Live - one or two takes per song. It's how they used to do it. It was Brent Mason, Paul Franklin, Pat Buchanan. On this record it was Tony Creason on the drums. In the past it has been Eddie Bayers. But everything else has always been the same. Swine is on the bass - who was Waylon Jennings' bass player. Moose Brown on piano and keyboards, and the session leader. Ben, my band leader, is on all the dobro stuff. It's the most magical group of musicians. We did the last record in 32 hours, because half of the songs I hadn't even finished writing yet. There was one song where I ran into the other room for five minutes, messed around on my guitar, and came up with a chord progression. I came back and set them loose. Once again, just riding a bolt of lightning. That's how I've always recorded with those guys. Same with the first one, those same guys. Whether it was James Stroud as the producer or Buddy Cannon.
10. "Travelin' Soldier" features your 14-year-old daughter, Zoe, which I missed somewhere in the liner notes.

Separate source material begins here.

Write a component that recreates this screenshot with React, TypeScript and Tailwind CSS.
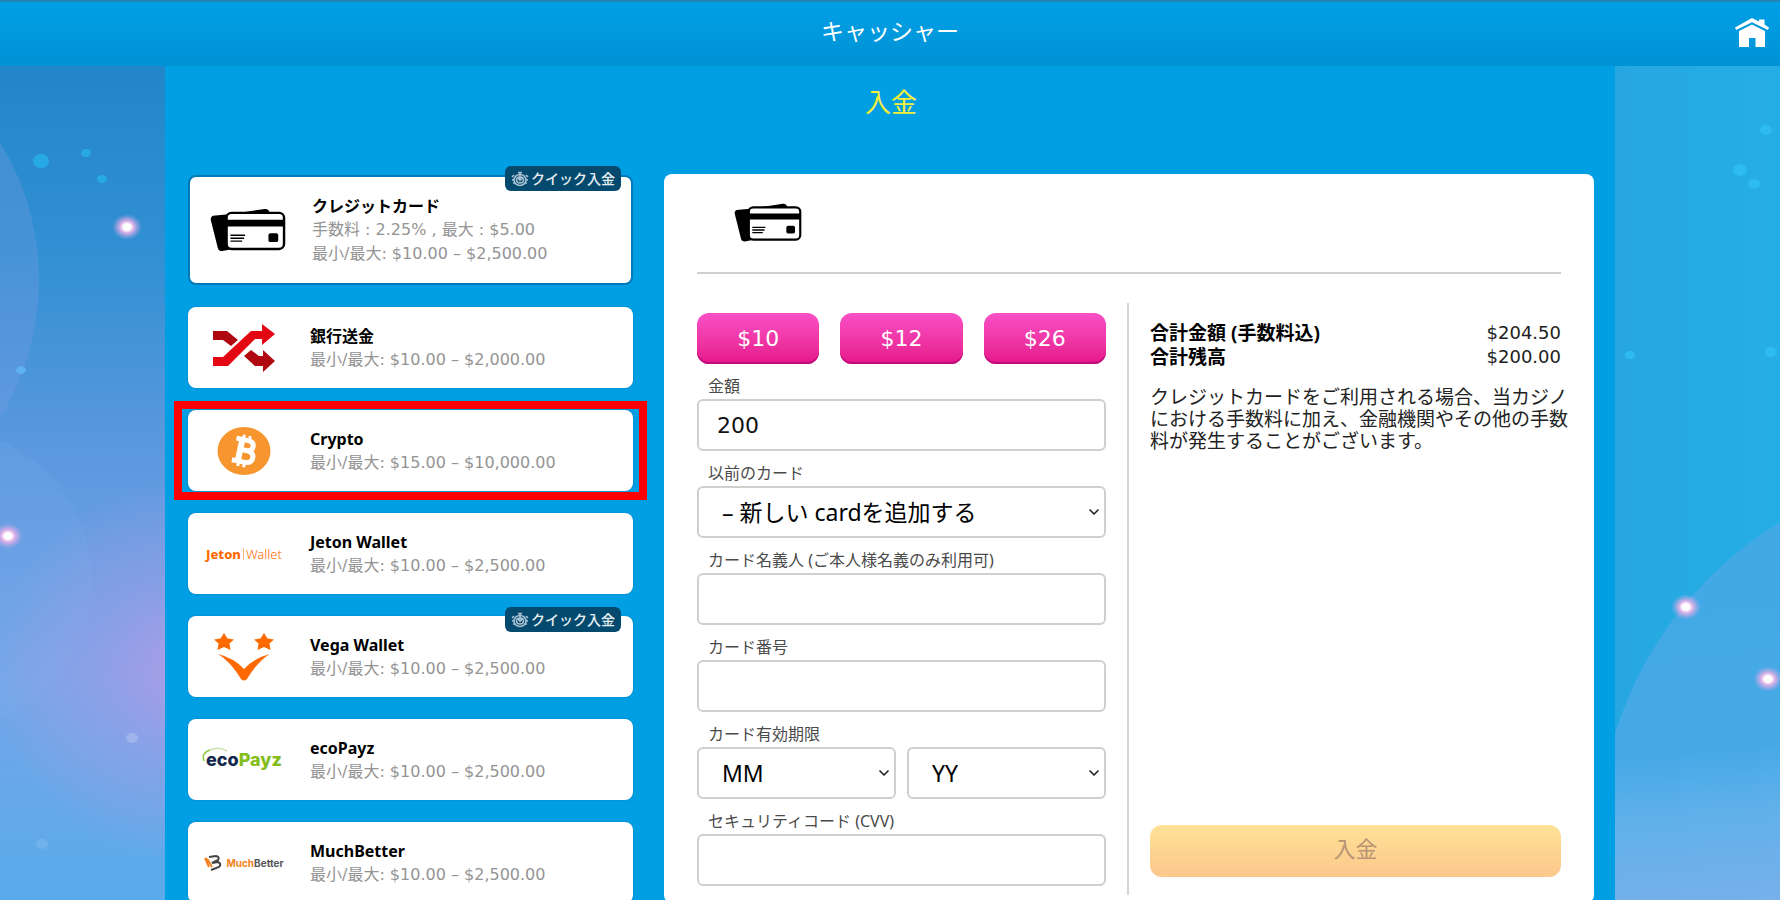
import type {ReactNode} from "react";
import {ChevronDown} from "lucide-react";

type Method = {
  name: string
  limits: string
  fee?: string
  logo: ReactNode
  quick?: boolean
  selected?: boolean
  highlighted?: boolean
}

const AMOUNTS = ["$10", "$12", "$26"];

const METHODS: Method[] = [
  { name: "クレジットカード", fee: "手数料 : 2.25% , 最大 : $5.00", limits: "最小/最大: $10.00 – $2,500.00", logo: <CardsIcon className="ml-1 w-[78px]"/>, quick: true, selected: true },
  { name: "銀行送金", limits: "最小/最大: $10.00 – $2,000.00", logo: <TransferLogo/> },
  { name: "Crypto", limits: "最小/最大: $15.00 – $10,000.00", logo: <BitcoinLogo/>, highlighted: true },
  { name: "Jeton Wallet", limits: "最小/最大: $10.00 – $2,500.00", logo: <JetonLogo/> },
  { name: "Vega Wallet", limits: "最小/最大: $10.00 – $2,500.00", logo: <VegaLogo/>, quick: true },
  { name: "ecoPayz", limits: "最小/最大: $10.00 – $2,500.00", logo: <EcoPayzLogo/> },
  { name: "MuchBetter", limits: "最小/最大: $10.00 – $2,500.00", logo: <MuchBetterLogo/> },
];

export default function App() {
  return (
    <div className="relative flex h-screen flex-col overflow-hidden bg-[#29a9e1] font-['Noto_Sans','Noto_Sans_CJK_JP',sans-serif] text-black">
      <Backdrop/>
      <Header/>
      <main className="relative min-h-0 flex-1 overflow-y-auto [scrollbar-width:none]">
        <div className="mx-auto min-h-full max-w-[1450px] bg-[#009fe3] pr-[21px] pb-6 pl-[23px]">
          <h2 className="pt-5 pb-14 text-center text-[26px] leading-[32px] text-[#f4ee3c]">入金</h2>
          <div className="flex gap-[31px]">
            <MethodList/>
            <DepositPanel/>
          </div>
        </div>
      </main>
    </div>
  )
}

function Header() {
  return (
    <header className="relative flex h-[66px] shrink-0 items-center justify-center border-t-2 border-[#2583b4] bg-linear-to-b from-[#00a0e6] to-[#0092d5] pb-1.5">
      <h1 className="text-[23px] text-white">キャッシャー</h1>
      <a href="#" aria-label="Home" className="absolute right-[11px] top-4">
        <svg viewBox="0 0 34 30" className="h-[30px] w-[34px]" fill="#fff">
          <path d="M17 0 L24 3.6 V1.500 H29.500 V6.500 L34 9.500 L33 12 L17 4.300 L1 12 L0 9.500 Z"/>
          <path d="M17 6.500 L30 13 V29 H20.500 V20 H14 V29 H4 V13 Z"/>
        </svg>
      </a>
    </header>
  )
}

function MethodList() {
  return (
    <ul className="w-[445px] shrink-0 space-y-[22px] pt-px">
      {METHODS.map((method) => (
        <li key={method.name} className="relative">
          <button
            className={
              method.selected
                ? "flex h-[110px] w-full items-center gap-[26px] rounded-lg border-2 border-[#0079b8] bg-white pl-4 text-left"
                : "flex h-[81px] w-full items-center gap-[26px] rounded-lg bg-white pl-4 text-left shadow-[0_0_2px_#0079b8]"
            }
          >
            <span className="flex w-20 shrink-0 items-center justify-center">{method.logo}</span>
            <span className="block leading-6">
              <span className="block text-base leading-6 font-bold">{method.name}</span>
              {method.fee && <MutedLine text={method.fee}/>}
              <MutedLine text={method.limits}/>
            </span>
          </button>
          {method.quick && <QuickBadge/>}
          {method.highlighted && (
            <div className="pointer-events-none absolute -inset-x-3.5 -inset-y-[9px] border-8 border-[#ff0000]"/>
          )}
        </li>
      ))}
    </ul>
  )
}

function MutedLine({ text }: { text: string }) {
  return (
    <span className="block font-['DejaVu_Sans','Noto_Sans_CJK_JP',sans-serif] text-base leading-6 text-[#949494]">
      {text}
    </span>
  )
}

function QuickBadge() {
  return (
    <span className="absolute -top-[9px] right-3 flex h-[25px] items-center gap-0.5 rounded-md bg-[#044a6e] px-1.5 text-sm leading-5 font-medium text-[#e6eef3]">
      <svg viewBox="0 0 18 16" className="h-4 w-[18px]" fill="none" stroke="#a9c4d4" strokeWidth="1.500">
        <ellipse cx="9" cy="9" rx="6" ry="5.500"/>
        <ellipse cx="9" cy="9" rx="3.500" ry="3"/>
        <path d="M7 1.500 h4 M9 1.500 V8 M7 7 L9 9.500 L12 6.500 M1 6 L3 4 M17 6 L15 4 M1 9 h2 M15 9 h2 M2 12 h2 M14 12 h2"/>
      </svg>
      クイック入金
    </span>
  )
}

function DepositPanel() {
  return (
    <section className="min-w-0 flex-1 rounded-lg bg-white px-[33px]">
      <div className="flex h-[100px] items-center border-b-2 border-[#cfcfcf] pl-[37px]">
        <CardsIcon className="w-[68px]"/>
      </div>
      <form className="mt-[29px] grid grid-cols-2">
        <div className="border-r-2 border-[#d6d6d6] pt-2.5 pr-[21px] pb-[9px]">
          <div className="grid grid-cols-3 gap-[21px]">
            {AMOUNTS.map((amount) => (
              <button
                key={amount}
                type="button"
                className="h-[51px] rounded-xl bg-linear-to-b from-[#f94fc6] to-[#e6138a] font-['DejaVu_Sans',sans-serif] text-[22px] text-white shadow-[inset_0_-2px_0_#c00c78]"
              >
                {amount}
              </button>
            ))}
          </div>
          <TextField id="amount" label="金額" value="200"/>
          <Field id="saved-card" label="以前のカード">
            <Select id="saved-card" label="以前のカード" option="– 新しい cardを追加する"/>
          </Field>
          <TextField id="holder" label="カード名義人 (ご本人様名義のみ利用可)"/>
          <TextField id="number" label="カード番号"/>
          <Field id="month" label="カード有効期限">
            <div className="grid grid-cols-2 gap-[11px]">
              <Select id="month" label="MM" option="MM"/>
              <Select id="year" label="YY" option="YY"/>
            </div>
          </Field>
          <TextField id="cvv" label="セキュリティコード (CVV)"/>
        </div>
        <Summary/>
      </form>
    </section>
  )
}

function Field({ id, label, children }: { id: string, label: string, children: ReactNode }) {
  return (
    <div className="pt-[11px]">
      <label htmlFor={id} className="mb-0.5 block pl-[11px] text-base leading-[22px] text-[#4a4a4a]">{label}</label>
      {children}
    </div>
  )
}

function TextField({ id, label, value }: { id: string, label: string, value?: string }) {
  return (
    <Field id={id} label={label}>
      <input
        id={id}
        type="text"
        defaultValue={value}
        className="block h-[52px] w-full rounded-md border-2 border-[#cfcfcf] bg-white px-[18px] font-['DejaVu_Sans','Noto_Sans_CJK_JP',sans-serif] text-[22px] text-[#111]"
      />
    </Field>
  )
}

function Select({ id, label, option }: { id: string, label: string, option: string }) {
  return (
    <div className="relative">
      <select
        id={id}
        aria-label={label}
        className="block h-[52px] w-full appearance-none rounded-md border-2 border-[#cfcfcf] bg-white pr-7 pl-[23px] text-[23px] text-black"
      >
        <option>{option}</option>
      </select>
      <ChevronDown className="pointer-events-none absolute top-[18px] right-1 size-4 text-[#222]" strokeWidth={2.500}/>
    </div>
  )
}

function Summary() {
  return (
    <div className="flex flex-col pt-[18px] pb-[18px] pl-[21px] text-[19px] leading-6">
      <dl>
        <div className="flex justify-between">
          <dt className="font-bold">合計金額 (手数料込)</dt>
          <dd className="font-['DejaVu_Sans',sans-serif] text-lg leading-6 text-[#222]">$204.50</dd>
        </div>
        <div className="flex justify-between">
          <dt className="font-bold">合計残高</dt>
          <dd className="font-['DejaVu_Sans',sans-serif] text-lg leading-6 text-[#222]">$200.00</dd>
        </div>
      </dl>
      <p className="mt-[17px] -mr-2 leading-[22px] text-[#222]">
        クレジットカードをご利用される場合、当カジノにおける手数料に加え、金融機関やその他の手数料が発生することがございます。
      </p>
      <button type="submit" disabled className="mt-auto h-[52px] rounded-xl bg-linear-to-b from-[#fee296] to-[#fcc78c] pb-1.5 text-[22px] text-[#b79473]">
        入金
      </button>
    </div>
  )
}

/* Logos */

function CardsIcon({ className }: { className: string }) {
  return (
    <svg viewBox="0 0 78 46" className={className}>
      <path d="M3 8 L24 6 L56 1 Q60 0.500 61 4 L62 8 L24 42 L14 44 Q9 45 8 41 L1 13 Q0 9 3 8 Z" fill="#000"/>
      <rect x="17" y="5" width="59" height="37" rx="5" fill="#fff" stroke="#000" strokeWidth="2.500"/>
      <path d="M17 12 H76 V19 H17 Z" fill="#000"/>
      <path d="M21 28 H36 M21 31 H35 M21 34 H33" stroke="#000" strokeWidth="1.500"/>
      <rect x="60" y="26" width="10" height="9" rx="2" fill="#000"/>
    </svg>
  )
}

function TransferLogo() {
  return (
    <svg viewBox="0 0 62 48" className="h-12 w-[62px]">
      <path d="M0 7 H14 L25 16 L18 22 L10 16 H0 Z M38 26 L46 32 H50 V26 L62 37 L50 48 V42 H42 L31 32 Z" fill="#b00810"/>
      <path d="M0 33 H10 L38 7 H49 V0 L62 10 L49 21 V15 H42 L15 42 H0 Z" fill="#e30613"/>
    </svg>
  )
}

function BitcoinLogo() {
  return (
    <svg viewBox="0 0 54 48" className="h-12 w-[54px]">
      <ellipse cx="27" cy="24" rx="26.500" ry="24" fill="#f7962f"/>
      <g transform="rotate(12 27 24)" fill="none" stroke="#fff">
        <path d="M17 13 H29 Q35 13 35 18 Q35 23 29 23 H21 M29 23 Q37 23 37 29 Q37 35 29 35 H17" strokeWidth="5"/>
        <path d="M23 13 V35" strokeWidth="6"/>
        <path d="M24 8 V12 M30 8 V12 M24 36 V40 M30 36 V40" strokeWidth="3"/>
      </g>
    </svg>
  )
}

function JetonLogo() {
  return (
    <span className="flex items-center text-[13px] leading-4 text-[#ff6a00]">
      <b className="font-extrabold">Jeton</b>
      <span className="mx-0.5 h-3 w-px bg-[#ffb380]"/>
      <span className="font-light">Wallet</span>
    </span>
  )
}

function VegaLogo() {
  return (
    <svg viewBox="0 0 60 48" className="h-12 w-[60px]" fill="#ff6a00">
      <path d="M10 0 L13.500 5.500 L20 6.500 L15.500 10.500 L16.500 17 L10 14 L3.500 17 L4.500 10.500 L0 6.500 L6.500 5.500 Z"/>
      <path d="M50 0 L53.500 5.500 L60 6.500 L55.500 10.500 L56.500 17 L50 14 L43.500 17 L44.500 10.500 L40 6.500 L46.500 5.500 Z"/>
      <path d="M4 21 Q20 25 30 36 Q40 25 56 21 Q44 28 33 46 Q30 49 27 46 Q16 28 4 21 Z"/>
    </svg>
  )
}

function EcoPayzLogo() {
  return (
    <span className="relative font-[Inter,sans-serif] text-lg leading-6 font-extrabold">
      <svg viewBox="0 0 28 16" className="absolute -top-0.5 -left-1 h-4 w-7" fill="none" stroke="#8cc63f" strokeWidth="1.500">
        <path d="M2 15 Q-1 7 8 4"/>
        <path d="M8 4 Q17 0 25 5" stroke="#cfe3b0"/>
      </svg>
      <span className="text-[#12284c]">eco</span>
      <span className="text-[#84bd1c]">Payz</span>
    </span>
  )
}

function MuchBetterLogo() {
  return (
    <span className="flex items-center gap-1 font-[Inter,sans-serif] text-[10px] leading-4 font-bold">
      <svg viewBox="0 0 18 16" className="h-4 w-[18px]" fill="none" strokeWidth="2">
        <path d="M1 3 L5 12 M1 3 L4 5 L8 12" stroke="#f58220"/>
        <path d="M5 2 L12 1 Q16 2 14 5 L8 8 L14 7 Q18 9 15 12 L7 15" stroke="#444"/>
      </svg>
      <span>
        <span className="text-[#f58220]">Much</span>
        <span className="text-[#555]">Better</span>
      </span>
    </span>
  )
}

/* Night-sky artwork behind the page */

const SPARKLES = [[127, 227], [8, 536], [1686, 607], [1768, 679]];

const DOTS = [
  [41, 161, 8, "#27a9e6"], [86, 153, 5, "#27a9e6"], [102, 179, 5, "#27a9e6"], [21, 370, 5, "#5fb0ee"],
  [132, 738, 6, "#9fb4ec"], [42, 844, 6, "#6fb2ec"], [1766, 130, 6, "#2ebcf0"], [1740, 170, 7, "#2ebcf0"],
  [1754, 184, 6, "#2ebcf0"], [1630, 355, 5, "#2ebcf0"], [1771, 352, 6, "#2ebcf0"],
] as const;

function Backdrop() {
  return (
    <svg viewBox="0 0 1780 900" preserveAspectRatio="none" className="absolute inset-0 h-full w-full" aria-hidden="true">
      <defs>
        <linearGradient id="left" x1="0" y1="0" x2="0" y2="1">
          <stop offset="0.070" stopColor="#2385c9"/>
          <stop offset="0.280" stopColor="#3190d3"/>
          <stop offset="0.500" stopColor="#5c98de"/>
          <stop offset="0.750" stopColor="#74a5e8"/>
          <stop offset="1" stopColor="#5aabea"/>
        </linearGradient>
        <radialGradient id="haze" gradientUnits="userSpaceOnUse" cx="185" cy="670" r="190">
          <stop offset="0" stopColor="#b49ce6" stopOpacity="0.900"/>
          <stop offset="0.500" stopColor="#a49ce6" stopOpacity="0.450"/>
          <stop offset="1" stopColor="#b49ce6" stopOpacity="0"/>
        </radialGradient>
        <linearGradient id="right" x1="0" y1="0" x2="1" y2="0">
          <stop offset="0" stopColor="#27a6e0"/>
          <stop offset="1" stopColor="#25aee5"/>
        </linearGradient>
        <linearGradient id="hill" gradientUnits="userSpaceOnUse" x1="1660" y1="520" x2="1700" y2="910">
          <stop offset="0" stopColor="#41a9e5"/>
          <stop offset="0.600" stopColor="#46a9e6"/>
          <stop offset="0.750" stopColor="#5fb0ea"/>
          <stop offset="1" stopColor="#78b0ec"/>
        </linearGradient>
        <radialGradient id="spark">
          <stop offset="0.250" stopColor="#fff"/>
          <stop offset="0.450" stopColor="#f0b4e8" stopOpacity="0.900"/>
          <stop offset="1" stopColor="#b9a0e8" stopOpacity="0"/>
        </radialGradient>
      </defs>
      <rect width="890" height="900" fill="url(#left)"/>
      <circle cx="-224" cy="280" r="263" fill="#7d9be0" fillOpacity="0.300"/>
      <circle cx="-60" cy="580" r="152" fill="#7fb4f0" fillOpacity="0.150"/>
      <rect width="890" height="900" fill="url(#haze)"/>
      <rect x="1600" width="180" height="900" fill="url(#right)"/>
      <circle cx="1977" cy="846" r="379" fill="url(#hill)"/>
      {DOTS.map(([x, y, r, fill]) => (
        <ellipse key={`${x}-${y}`} cx={x} cy={y} rx={r} ry={r - 1} fill={fill}/>
      ))}
      {SPARKLES.map(([x, y]) => (
        <ellipse key={`${x}-${y}`} cx={x} cy={y} rx="15" ry="13" fill="url(#spark)"/>
      ))}
    </svg>
  )
}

She's credited. It's frivolous now, but it was kind of a half of an attempt at keeping her name away from the song and it's down here in the liner notes. I don't mind if only three out of 10 people knew that it was my 14 year old daughter. It's probably one of the proudest moments of my life. It's a song I've heard her singing around the house for years. We've always tried to expose the kids to a very well rounded musical palette.
Before we started rolling tape here, you mentioned how she stops singing when you're around. What about in the studio? Did you excuse yourself?
That little girl handled pressure that is probably comparable to trying out for "American Idol." Standing in front of four people that you know are super famous, and all of the pressures that would just come from the way we put celebrities on a pedestal in this society. She handled it with such nonchalant grace and sang the song from beginning to end three times. And we were like, "we got it." She was like, "cool."